DATASET ROWS =>
-*-

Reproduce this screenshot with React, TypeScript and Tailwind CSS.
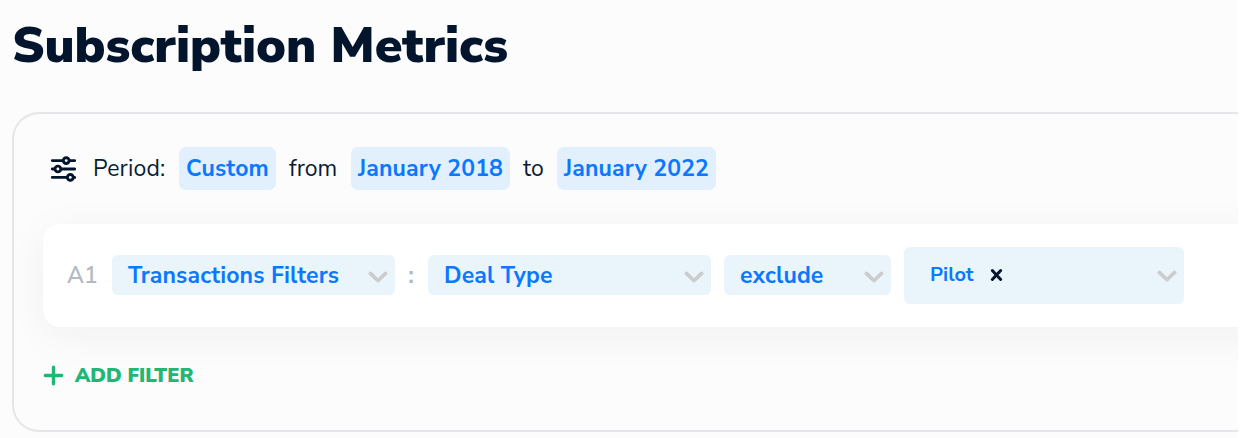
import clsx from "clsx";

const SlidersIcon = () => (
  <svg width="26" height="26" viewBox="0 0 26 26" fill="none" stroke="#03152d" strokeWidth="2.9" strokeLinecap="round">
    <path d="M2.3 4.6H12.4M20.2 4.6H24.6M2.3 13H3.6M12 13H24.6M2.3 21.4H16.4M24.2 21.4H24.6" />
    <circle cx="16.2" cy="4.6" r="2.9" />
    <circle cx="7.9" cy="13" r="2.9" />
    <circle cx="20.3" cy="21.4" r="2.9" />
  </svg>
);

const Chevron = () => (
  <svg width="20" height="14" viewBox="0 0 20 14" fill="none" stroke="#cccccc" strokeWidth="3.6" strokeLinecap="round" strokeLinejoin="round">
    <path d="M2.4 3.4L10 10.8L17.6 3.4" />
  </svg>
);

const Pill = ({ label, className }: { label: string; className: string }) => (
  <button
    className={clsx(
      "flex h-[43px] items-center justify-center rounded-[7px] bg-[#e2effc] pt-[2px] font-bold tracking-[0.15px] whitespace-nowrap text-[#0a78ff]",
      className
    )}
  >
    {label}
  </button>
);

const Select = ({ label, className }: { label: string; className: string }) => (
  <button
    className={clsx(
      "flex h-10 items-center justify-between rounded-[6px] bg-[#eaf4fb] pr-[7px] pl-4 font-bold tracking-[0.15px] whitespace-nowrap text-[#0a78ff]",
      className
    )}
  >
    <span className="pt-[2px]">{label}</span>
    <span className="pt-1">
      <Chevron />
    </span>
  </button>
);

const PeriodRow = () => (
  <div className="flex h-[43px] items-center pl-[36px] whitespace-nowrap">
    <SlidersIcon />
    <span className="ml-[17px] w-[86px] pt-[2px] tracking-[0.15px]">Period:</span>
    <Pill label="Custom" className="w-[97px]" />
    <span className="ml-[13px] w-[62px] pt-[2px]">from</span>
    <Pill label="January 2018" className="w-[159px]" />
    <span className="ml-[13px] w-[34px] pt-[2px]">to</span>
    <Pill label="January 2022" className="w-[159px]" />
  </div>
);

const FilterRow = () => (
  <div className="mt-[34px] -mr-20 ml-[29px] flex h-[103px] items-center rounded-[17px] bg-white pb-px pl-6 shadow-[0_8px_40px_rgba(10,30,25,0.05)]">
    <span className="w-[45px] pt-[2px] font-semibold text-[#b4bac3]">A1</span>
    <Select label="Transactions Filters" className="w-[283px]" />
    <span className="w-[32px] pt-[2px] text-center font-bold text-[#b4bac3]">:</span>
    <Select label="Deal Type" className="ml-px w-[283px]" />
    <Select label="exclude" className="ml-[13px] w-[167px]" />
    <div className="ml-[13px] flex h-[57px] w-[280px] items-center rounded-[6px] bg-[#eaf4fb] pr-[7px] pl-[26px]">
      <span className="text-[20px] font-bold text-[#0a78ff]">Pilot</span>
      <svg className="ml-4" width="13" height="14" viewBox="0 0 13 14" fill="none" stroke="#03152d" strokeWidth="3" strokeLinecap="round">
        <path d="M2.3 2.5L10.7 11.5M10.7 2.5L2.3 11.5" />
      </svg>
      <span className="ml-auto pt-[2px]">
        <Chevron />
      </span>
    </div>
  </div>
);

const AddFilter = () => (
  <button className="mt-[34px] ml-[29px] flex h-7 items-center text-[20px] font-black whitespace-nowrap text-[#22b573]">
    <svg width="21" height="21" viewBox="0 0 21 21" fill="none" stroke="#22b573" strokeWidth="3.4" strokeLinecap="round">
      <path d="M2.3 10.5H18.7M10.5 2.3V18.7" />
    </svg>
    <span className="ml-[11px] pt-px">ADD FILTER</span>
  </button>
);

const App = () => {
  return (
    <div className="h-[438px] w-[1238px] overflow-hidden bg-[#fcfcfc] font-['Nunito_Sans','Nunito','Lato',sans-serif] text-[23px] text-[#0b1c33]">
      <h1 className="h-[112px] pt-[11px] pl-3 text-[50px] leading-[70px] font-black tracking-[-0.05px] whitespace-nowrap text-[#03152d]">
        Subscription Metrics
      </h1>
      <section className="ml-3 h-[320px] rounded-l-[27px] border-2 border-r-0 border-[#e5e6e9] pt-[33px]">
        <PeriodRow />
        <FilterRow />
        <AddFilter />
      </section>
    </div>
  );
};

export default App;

-*-

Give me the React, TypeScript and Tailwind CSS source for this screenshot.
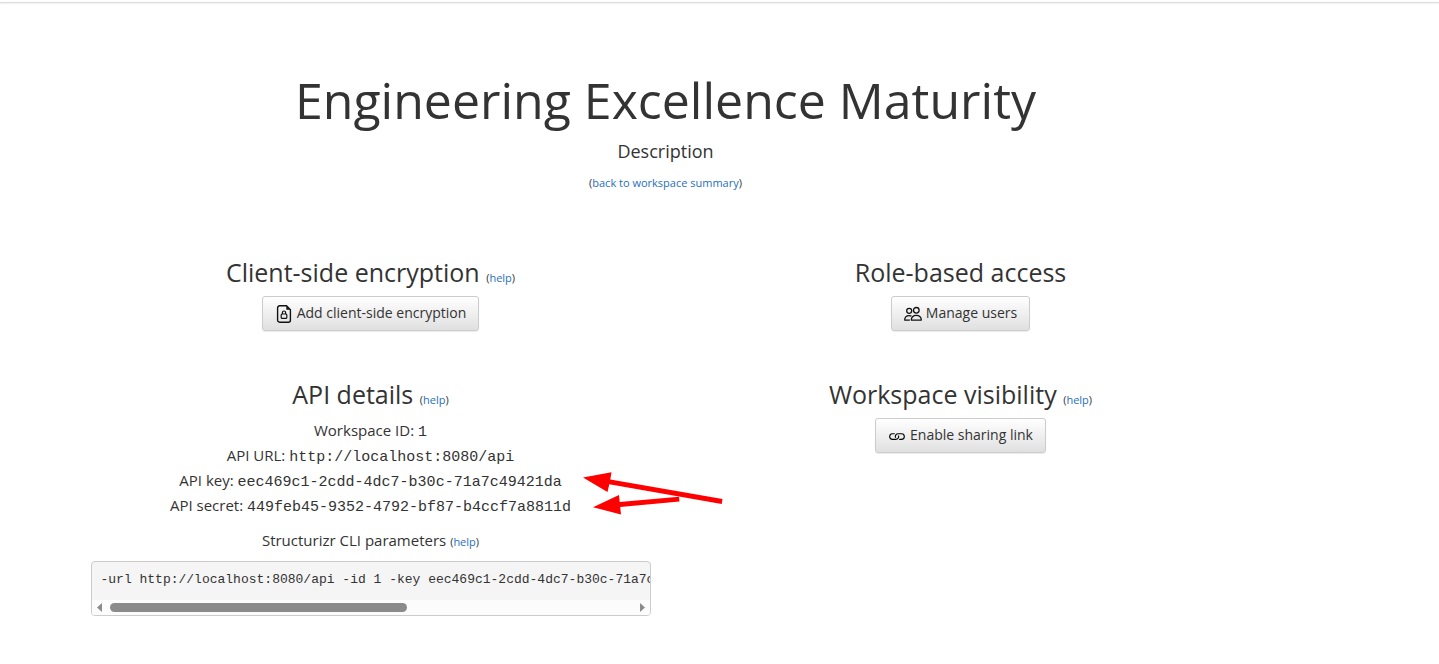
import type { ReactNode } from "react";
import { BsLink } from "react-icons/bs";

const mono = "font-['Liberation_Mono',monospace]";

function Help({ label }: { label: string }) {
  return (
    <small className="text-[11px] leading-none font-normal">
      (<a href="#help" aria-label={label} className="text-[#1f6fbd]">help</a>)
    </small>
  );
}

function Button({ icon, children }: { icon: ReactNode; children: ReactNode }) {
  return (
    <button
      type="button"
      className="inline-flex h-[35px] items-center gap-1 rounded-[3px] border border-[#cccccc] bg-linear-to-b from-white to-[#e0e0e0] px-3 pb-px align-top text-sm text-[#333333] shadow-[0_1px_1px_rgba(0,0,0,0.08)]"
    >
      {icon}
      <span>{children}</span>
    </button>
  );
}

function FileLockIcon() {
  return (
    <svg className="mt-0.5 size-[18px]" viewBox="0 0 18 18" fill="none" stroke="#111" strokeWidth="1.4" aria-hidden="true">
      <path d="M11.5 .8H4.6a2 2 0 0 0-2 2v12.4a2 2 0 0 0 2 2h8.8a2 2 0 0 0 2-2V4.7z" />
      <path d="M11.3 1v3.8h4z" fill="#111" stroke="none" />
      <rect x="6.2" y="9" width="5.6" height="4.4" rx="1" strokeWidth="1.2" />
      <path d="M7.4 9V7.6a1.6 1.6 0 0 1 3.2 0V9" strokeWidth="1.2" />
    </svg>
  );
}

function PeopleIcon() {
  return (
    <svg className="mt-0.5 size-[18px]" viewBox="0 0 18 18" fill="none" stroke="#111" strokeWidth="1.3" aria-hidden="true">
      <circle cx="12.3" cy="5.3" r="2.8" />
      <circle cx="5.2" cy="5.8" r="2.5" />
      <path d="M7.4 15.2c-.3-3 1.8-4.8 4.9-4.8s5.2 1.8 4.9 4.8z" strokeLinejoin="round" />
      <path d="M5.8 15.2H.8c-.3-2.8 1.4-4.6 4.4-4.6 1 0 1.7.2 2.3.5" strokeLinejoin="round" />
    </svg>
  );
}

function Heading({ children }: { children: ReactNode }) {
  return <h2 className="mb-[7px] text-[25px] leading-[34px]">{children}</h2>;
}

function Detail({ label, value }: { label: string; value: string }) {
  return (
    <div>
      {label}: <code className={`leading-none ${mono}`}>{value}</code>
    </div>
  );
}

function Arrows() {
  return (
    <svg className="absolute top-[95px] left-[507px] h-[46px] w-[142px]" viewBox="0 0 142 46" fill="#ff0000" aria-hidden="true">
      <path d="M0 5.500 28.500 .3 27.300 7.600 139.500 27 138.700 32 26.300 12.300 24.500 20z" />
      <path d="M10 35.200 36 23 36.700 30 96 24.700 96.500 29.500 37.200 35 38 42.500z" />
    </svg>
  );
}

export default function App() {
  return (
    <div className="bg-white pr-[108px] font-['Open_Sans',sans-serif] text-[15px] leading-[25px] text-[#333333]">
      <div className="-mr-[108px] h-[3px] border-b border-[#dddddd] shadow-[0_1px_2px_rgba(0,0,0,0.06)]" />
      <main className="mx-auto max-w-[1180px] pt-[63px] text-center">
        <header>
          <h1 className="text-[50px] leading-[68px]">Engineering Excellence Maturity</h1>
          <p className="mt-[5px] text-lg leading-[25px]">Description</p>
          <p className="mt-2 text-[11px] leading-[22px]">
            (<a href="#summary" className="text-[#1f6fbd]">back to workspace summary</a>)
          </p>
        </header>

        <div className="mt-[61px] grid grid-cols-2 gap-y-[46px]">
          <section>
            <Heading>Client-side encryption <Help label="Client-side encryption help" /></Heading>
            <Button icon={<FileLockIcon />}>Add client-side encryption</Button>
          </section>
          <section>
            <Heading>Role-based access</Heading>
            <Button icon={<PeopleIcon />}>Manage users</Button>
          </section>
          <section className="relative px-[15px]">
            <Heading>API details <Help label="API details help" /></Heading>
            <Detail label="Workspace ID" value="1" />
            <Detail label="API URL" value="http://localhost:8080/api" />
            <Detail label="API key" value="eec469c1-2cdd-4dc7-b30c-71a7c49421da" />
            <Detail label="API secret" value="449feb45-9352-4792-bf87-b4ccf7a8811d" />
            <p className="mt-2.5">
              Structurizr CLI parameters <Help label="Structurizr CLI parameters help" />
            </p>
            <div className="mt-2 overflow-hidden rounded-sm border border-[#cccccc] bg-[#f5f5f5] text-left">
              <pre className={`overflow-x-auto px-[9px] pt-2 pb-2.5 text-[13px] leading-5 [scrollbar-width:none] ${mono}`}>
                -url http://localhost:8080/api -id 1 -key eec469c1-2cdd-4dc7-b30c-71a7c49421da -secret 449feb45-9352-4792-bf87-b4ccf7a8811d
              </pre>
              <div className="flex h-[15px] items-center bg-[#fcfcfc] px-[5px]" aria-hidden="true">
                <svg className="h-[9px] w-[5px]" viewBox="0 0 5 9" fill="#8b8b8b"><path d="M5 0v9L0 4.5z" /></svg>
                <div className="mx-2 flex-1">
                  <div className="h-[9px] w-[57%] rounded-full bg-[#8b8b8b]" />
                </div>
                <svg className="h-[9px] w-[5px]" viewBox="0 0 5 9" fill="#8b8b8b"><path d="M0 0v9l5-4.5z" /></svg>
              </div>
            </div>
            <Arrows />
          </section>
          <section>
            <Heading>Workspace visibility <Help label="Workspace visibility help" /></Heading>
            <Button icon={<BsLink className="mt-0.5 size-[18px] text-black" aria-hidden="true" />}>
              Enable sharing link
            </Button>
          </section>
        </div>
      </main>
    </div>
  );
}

-*-

The lines to print start at the line containing "Reproduce this screenshot" and end at the line containing "import clsx from"; print them exactly, both ends included, and leave out every picture.

Reproduce this screenshot with React, TypeScript and Tailwind CSS.
import clsx from "clsx";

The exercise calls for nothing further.